*DATA PROVIDED:*

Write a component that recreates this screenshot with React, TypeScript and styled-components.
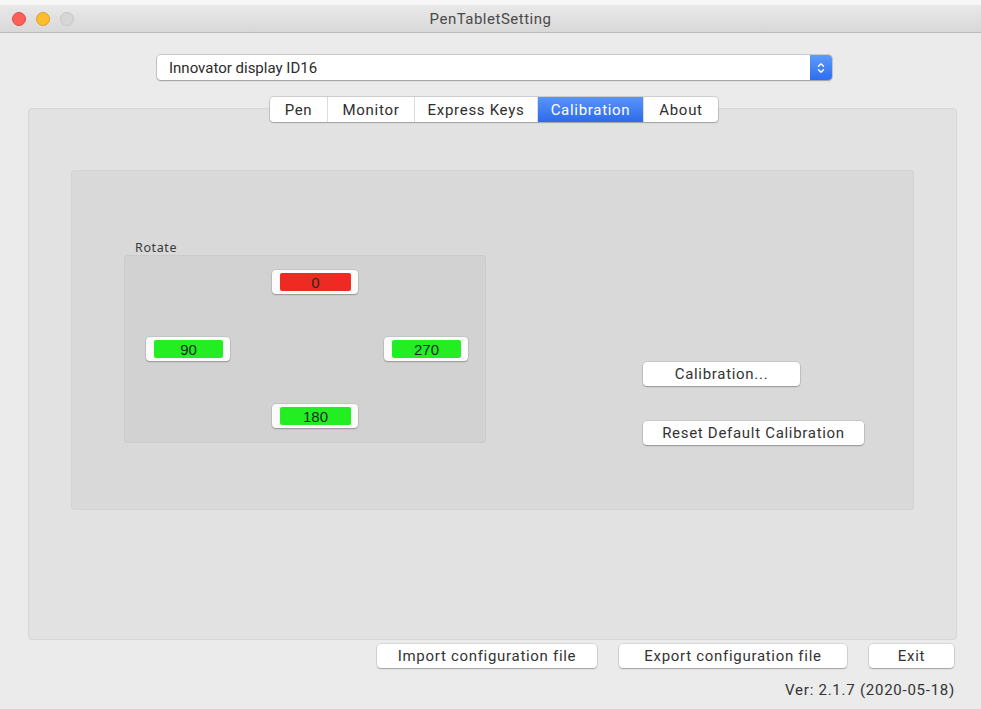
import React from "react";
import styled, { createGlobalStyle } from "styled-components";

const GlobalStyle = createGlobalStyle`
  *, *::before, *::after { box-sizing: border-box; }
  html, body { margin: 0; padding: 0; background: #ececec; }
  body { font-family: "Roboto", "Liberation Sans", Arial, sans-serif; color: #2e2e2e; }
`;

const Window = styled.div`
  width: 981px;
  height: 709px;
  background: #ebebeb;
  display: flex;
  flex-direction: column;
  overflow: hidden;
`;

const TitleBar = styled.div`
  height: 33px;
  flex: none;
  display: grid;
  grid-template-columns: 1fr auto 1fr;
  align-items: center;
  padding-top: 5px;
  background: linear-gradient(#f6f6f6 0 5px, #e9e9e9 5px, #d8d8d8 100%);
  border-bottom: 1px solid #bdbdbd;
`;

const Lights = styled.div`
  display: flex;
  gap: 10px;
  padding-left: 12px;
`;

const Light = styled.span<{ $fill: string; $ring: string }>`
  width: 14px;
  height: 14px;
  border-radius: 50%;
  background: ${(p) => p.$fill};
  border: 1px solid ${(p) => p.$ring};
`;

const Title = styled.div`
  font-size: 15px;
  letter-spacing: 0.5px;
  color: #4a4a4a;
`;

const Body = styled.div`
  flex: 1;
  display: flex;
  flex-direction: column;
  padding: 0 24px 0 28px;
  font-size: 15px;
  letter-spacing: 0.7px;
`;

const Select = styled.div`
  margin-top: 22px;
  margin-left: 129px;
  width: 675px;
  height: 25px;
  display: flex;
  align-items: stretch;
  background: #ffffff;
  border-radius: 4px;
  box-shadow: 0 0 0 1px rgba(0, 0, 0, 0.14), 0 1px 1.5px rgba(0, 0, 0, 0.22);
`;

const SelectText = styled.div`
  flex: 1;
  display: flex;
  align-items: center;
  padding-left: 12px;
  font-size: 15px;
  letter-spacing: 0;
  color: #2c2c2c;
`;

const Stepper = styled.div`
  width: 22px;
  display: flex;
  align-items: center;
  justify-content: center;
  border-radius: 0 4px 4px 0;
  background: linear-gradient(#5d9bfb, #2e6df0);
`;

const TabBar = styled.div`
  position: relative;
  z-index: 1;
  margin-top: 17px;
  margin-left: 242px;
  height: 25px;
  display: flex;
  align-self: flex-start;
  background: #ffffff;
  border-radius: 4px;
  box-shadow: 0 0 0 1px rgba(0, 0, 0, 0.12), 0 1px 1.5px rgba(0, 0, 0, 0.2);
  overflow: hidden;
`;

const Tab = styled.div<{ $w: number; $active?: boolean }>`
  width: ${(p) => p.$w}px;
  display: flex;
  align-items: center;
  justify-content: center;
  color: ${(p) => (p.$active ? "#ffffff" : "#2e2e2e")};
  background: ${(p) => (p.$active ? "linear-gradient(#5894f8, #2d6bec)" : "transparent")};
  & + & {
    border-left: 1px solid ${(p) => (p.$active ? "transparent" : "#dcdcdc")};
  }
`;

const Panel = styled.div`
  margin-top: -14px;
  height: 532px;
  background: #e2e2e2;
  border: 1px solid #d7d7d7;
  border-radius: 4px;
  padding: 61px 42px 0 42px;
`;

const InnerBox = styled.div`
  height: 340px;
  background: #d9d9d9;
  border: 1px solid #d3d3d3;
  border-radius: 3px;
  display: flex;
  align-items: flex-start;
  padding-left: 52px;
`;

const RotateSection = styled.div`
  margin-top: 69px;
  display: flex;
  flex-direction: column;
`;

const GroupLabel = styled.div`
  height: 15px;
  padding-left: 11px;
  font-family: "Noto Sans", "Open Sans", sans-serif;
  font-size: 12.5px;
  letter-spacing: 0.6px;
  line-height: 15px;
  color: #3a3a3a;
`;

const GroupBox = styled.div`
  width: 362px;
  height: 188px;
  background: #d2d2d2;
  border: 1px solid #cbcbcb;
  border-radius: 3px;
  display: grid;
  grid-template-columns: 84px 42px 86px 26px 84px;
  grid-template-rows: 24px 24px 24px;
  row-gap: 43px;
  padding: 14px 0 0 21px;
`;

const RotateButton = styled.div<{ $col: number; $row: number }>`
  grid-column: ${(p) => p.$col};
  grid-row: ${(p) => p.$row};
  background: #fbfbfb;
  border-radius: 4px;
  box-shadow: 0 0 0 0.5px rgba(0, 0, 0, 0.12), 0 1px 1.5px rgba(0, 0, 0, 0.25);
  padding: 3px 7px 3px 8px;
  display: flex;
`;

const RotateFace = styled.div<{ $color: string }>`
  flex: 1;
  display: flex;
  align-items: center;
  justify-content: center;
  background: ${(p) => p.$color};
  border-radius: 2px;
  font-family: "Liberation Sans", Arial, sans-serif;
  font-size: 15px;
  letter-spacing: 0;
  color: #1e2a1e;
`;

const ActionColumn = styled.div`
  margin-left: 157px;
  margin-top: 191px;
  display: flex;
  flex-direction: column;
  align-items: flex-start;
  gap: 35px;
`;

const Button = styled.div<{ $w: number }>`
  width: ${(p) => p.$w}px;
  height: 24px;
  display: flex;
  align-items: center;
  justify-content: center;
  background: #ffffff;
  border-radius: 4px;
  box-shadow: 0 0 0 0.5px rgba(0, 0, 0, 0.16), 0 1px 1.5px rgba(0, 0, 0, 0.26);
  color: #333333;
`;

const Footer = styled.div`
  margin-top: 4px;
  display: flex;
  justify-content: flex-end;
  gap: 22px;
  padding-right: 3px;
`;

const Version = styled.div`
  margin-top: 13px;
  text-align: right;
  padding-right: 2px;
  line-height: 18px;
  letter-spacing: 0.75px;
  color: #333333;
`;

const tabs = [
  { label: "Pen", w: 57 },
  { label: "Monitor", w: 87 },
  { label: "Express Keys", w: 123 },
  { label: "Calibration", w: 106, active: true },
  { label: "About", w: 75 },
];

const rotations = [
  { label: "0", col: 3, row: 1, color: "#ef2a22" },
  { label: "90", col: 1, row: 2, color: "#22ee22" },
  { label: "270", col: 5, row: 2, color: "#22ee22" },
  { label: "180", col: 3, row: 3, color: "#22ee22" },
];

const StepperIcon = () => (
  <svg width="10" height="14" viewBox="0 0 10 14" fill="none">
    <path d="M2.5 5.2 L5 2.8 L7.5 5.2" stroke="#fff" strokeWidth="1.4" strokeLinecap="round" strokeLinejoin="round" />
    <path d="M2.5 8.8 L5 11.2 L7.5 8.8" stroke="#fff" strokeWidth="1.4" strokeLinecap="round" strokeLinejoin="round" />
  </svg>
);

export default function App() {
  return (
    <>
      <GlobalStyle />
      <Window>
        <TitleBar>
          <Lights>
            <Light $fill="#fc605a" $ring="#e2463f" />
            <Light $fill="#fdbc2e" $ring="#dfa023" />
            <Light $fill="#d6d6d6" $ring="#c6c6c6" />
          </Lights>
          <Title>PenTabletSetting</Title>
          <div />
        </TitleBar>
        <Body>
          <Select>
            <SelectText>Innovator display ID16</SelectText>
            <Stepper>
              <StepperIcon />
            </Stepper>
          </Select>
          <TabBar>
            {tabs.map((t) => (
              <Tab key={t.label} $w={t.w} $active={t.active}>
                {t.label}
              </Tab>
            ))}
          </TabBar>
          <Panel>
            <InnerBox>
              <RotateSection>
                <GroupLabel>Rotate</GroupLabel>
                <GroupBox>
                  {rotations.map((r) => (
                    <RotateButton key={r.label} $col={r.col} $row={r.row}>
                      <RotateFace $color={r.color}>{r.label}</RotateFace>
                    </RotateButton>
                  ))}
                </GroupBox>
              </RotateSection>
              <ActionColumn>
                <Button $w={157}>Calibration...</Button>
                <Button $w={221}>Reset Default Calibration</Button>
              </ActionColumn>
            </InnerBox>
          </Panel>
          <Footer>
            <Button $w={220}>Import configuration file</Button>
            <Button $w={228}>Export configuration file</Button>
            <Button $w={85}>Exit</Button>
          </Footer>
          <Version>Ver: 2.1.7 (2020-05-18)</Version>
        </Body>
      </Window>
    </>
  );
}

...

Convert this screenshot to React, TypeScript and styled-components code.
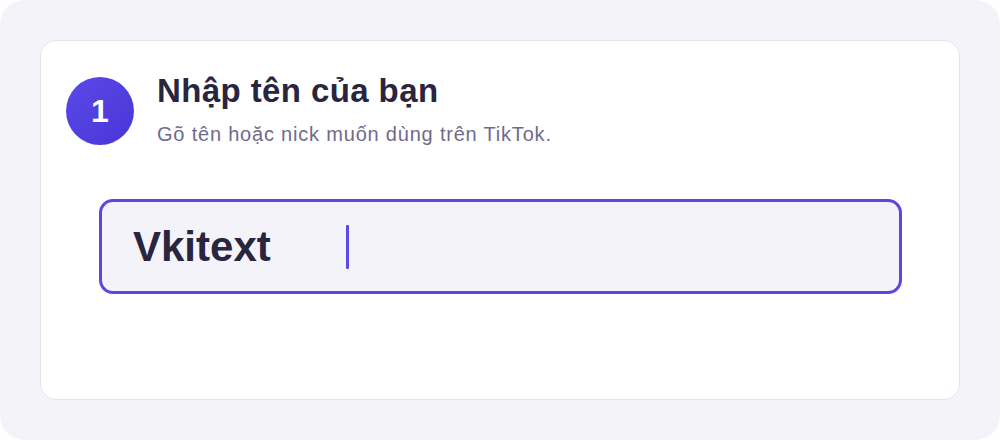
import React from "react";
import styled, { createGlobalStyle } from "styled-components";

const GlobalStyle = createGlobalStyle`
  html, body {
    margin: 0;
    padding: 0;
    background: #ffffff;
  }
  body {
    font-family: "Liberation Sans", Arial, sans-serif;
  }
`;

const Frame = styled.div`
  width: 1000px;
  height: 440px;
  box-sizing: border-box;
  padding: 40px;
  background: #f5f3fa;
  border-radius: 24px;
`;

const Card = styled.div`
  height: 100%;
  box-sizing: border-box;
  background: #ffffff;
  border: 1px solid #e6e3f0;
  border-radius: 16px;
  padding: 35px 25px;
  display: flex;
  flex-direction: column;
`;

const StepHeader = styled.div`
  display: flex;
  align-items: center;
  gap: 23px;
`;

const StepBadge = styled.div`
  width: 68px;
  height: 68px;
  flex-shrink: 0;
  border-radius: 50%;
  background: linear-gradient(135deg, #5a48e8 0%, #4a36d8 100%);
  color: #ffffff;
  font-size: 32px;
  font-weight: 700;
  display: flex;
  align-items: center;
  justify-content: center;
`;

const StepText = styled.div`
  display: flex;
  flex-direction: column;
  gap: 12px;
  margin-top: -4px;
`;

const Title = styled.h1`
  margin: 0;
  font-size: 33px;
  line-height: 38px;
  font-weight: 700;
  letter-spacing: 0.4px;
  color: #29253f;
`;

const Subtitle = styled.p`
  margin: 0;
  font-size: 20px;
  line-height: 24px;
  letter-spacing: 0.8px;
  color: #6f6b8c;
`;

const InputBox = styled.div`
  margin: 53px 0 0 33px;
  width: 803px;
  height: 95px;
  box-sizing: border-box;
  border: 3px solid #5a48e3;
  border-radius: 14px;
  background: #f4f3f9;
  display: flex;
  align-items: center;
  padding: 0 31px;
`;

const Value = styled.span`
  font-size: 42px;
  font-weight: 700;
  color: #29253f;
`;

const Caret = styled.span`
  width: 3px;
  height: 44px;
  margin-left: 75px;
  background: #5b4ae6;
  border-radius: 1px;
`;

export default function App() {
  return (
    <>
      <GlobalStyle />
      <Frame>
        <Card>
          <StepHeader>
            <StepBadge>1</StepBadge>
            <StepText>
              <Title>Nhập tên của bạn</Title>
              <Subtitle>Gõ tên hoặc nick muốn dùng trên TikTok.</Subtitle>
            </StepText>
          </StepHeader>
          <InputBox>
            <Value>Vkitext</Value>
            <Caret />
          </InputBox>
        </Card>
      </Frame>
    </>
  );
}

*WHAT IS NEEDED:*
Return every line above in which the string "React" occurs.

*FULL ANSWER:*
Write a component that recreates this screenshot with React, TypeScript and styled-components.
import React from "react";
Convert this screenshot to React, TypeScript and styled-components code.
import React from "react";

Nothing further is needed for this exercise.